» OBJECTIVE:
Select the lines of the records containing the word "that" and list them.

** begin EXTRACTED RECORDS **

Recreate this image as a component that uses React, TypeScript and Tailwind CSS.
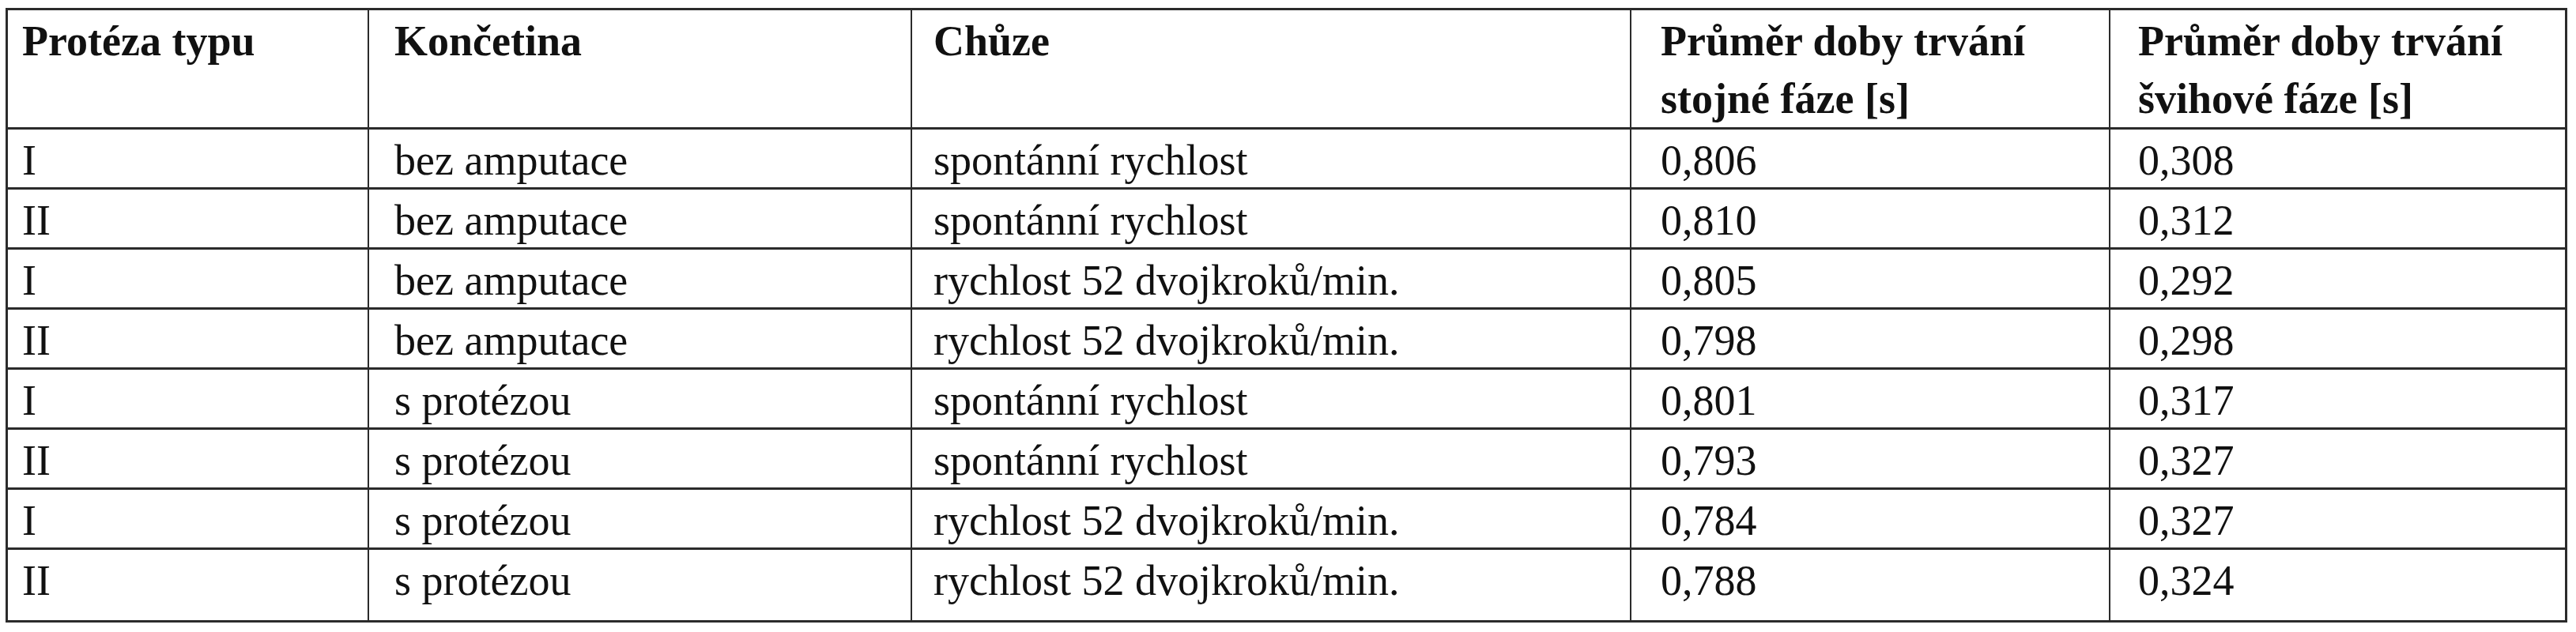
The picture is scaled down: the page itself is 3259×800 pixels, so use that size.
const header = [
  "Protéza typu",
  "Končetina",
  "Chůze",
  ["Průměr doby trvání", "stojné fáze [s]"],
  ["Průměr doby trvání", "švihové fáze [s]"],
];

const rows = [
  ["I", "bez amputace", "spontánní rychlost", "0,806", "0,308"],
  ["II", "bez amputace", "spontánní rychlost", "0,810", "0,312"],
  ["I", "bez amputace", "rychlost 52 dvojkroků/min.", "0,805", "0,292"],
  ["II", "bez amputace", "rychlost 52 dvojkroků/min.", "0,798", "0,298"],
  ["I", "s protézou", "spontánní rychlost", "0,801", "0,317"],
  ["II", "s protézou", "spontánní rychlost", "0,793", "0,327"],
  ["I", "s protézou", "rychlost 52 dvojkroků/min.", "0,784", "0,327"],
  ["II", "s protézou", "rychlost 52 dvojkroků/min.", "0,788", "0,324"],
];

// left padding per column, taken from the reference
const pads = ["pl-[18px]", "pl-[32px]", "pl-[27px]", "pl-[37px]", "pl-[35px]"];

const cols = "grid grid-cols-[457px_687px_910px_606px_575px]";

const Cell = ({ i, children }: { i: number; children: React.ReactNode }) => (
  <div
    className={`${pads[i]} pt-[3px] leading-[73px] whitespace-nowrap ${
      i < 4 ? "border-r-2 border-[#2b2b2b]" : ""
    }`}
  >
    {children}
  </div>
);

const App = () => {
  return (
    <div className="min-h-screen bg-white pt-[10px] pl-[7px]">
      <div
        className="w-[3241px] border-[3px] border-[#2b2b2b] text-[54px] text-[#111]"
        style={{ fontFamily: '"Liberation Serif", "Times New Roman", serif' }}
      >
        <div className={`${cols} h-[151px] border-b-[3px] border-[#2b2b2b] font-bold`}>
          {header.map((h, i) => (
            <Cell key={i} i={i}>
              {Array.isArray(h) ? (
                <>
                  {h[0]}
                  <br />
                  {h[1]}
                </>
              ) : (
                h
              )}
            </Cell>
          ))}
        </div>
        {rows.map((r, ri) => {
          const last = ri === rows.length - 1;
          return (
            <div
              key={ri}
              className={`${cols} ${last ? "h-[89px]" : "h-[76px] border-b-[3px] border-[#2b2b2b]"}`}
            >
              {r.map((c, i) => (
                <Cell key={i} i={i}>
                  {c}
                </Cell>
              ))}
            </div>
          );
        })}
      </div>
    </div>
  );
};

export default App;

** end EXTRACTED RECORDS **
** begin EXTRACTED RECORDS **

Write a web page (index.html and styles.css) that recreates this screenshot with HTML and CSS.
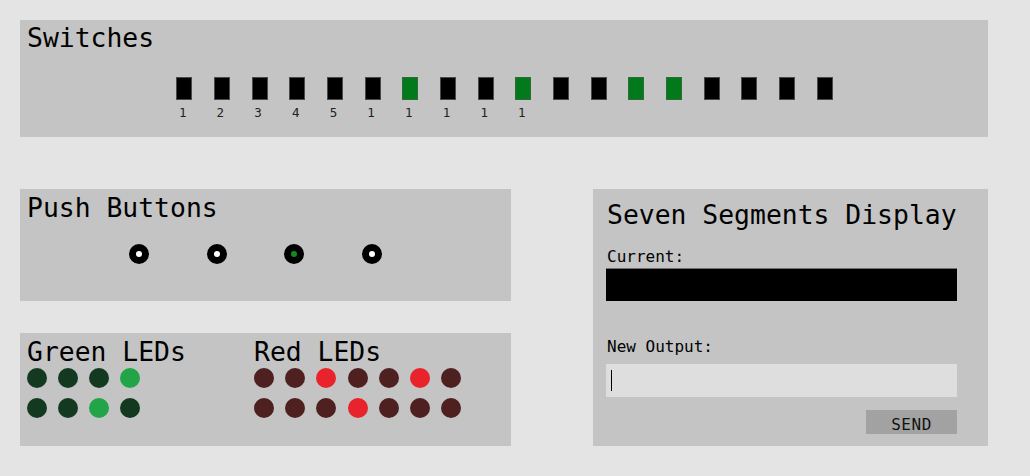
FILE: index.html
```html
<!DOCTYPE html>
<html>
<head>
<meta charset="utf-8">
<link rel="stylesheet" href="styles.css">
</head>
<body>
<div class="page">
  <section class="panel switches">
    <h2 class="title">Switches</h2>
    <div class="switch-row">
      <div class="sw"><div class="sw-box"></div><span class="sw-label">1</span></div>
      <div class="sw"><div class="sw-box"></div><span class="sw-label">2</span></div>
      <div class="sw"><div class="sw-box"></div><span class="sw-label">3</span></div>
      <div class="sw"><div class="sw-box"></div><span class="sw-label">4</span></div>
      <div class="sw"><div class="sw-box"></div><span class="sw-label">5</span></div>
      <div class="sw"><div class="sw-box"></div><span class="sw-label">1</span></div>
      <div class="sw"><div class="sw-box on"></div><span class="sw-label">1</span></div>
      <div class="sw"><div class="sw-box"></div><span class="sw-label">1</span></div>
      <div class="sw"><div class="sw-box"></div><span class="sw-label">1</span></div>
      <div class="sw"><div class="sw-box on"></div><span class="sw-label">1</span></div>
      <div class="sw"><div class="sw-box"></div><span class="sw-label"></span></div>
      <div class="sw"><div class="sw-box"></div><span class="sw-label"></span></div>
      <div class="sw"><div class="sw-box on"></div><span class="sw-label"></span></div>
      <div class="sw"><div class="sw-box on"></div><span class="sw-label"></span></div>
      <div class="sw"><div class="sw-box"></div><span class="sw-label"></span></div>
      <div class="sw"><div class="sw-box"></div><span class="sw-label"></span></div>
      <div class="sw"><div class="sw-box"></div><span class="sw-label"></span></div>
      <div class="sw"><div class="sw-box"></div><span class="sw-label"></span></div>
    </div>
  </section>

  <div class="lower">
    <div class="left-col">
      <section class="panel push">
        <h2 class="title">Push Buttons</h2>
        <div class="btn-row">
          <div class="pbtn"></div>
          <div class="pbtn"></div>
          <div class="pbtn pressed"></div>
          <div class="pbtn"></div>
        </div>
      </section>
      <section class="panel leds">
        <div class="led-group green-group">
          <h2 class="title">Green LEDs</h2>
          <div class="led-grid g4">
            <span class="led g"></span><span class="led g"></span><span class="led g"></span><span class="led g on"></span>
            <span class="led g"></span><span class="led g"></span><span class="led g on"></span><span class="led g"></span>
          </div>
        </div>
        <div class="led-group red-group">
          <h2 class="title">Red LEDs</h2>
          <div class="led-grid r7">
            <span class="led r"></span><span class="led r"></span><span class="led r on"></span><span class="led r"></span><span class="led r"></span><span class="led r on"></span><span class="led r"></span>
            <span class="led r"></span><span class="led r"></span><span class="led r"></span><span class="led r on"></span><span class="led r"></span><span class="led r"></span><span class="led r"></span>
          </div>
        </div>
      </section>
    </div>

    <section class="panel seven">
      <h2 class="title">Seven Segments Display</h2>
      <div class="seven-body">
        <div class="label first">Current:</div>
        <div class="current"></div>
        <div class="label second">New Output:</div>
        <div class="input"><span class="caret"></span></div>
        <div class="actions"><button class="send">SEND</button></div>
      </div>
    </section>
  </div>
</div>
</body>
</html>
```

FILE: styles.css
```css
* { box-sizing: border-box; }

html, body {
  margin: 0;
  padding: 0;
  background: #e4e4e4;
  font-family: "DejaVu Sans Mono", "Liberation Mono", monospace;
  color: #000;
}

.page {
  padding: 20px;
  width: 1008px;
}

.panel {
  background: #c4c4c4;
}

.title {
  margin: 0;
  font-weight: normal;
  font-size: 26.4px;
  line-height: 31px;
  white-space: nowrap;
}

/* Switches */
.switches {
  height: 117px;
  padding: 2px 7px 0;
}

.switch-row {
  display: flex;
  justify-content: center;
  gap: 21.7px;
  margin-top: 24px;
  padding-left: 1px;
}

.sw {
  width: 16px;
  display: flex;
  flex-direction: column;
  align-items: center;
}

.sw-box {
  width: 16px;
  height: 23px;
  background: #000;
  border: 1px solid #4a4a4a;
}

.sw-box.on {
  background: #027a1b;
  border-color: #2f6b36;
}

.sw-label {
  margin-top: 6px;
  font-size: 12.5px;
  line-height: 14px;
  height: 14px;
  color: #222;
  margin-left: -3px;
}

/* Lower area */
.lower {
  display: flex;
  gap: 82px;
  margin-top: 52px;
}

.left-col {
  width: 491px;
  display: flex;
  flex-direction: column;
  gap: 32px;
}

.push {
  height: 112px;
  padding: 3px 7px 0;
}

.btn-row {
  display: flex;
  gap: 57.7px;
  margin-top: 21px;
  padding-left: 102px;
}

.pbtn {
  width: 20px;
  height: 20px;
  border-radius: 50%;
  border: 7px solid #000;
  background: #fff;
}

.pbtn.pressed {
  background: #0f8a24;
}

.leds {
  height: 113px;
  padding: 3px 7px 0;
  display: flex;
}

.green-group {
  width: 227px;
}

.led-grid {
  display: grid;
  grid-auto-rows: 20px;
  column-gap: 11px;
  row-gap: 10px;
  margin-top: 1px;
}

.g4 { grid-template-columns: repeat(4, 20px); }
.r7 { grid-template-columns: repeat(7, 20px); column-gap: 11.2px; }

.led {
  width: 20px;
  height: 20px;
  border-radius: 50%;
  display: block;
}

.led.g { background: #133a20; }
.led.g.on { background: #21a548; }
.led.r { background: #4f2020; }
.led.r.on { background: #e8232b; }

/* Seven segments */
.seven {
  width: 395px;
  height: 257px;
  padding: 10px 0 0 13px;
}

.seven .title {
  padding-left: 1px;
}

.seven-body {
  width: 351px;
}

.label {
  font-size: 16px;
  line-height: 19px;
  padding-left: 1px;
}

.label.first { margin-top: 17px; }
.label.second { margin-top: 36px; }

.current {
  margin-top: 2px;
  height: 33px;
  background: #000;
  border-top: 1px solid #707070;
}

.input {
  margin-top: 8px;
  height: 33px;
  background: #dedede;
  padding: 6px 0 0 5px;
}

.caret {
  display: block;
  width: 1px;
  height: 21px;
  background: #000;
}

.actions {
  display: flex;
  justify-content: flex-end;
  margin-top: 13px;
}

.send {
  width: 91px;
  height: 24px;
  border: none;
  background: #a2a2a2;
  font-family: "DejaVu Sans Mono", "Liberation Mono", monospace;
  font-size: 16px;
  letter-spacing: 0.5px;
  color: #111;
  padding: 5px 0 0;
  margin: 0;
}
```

** end EXTRACTED RECORDS **

» EXERCISE RESPONSE:
Recreate this image as a component that uses React, TypeScript and Tailwind CSS.
The picture is scaled down: the page itself is 3259×800 pixels, so use that size.
Write a web page (index.html and styles.css) that recreates this screenshot with HTML and CSS.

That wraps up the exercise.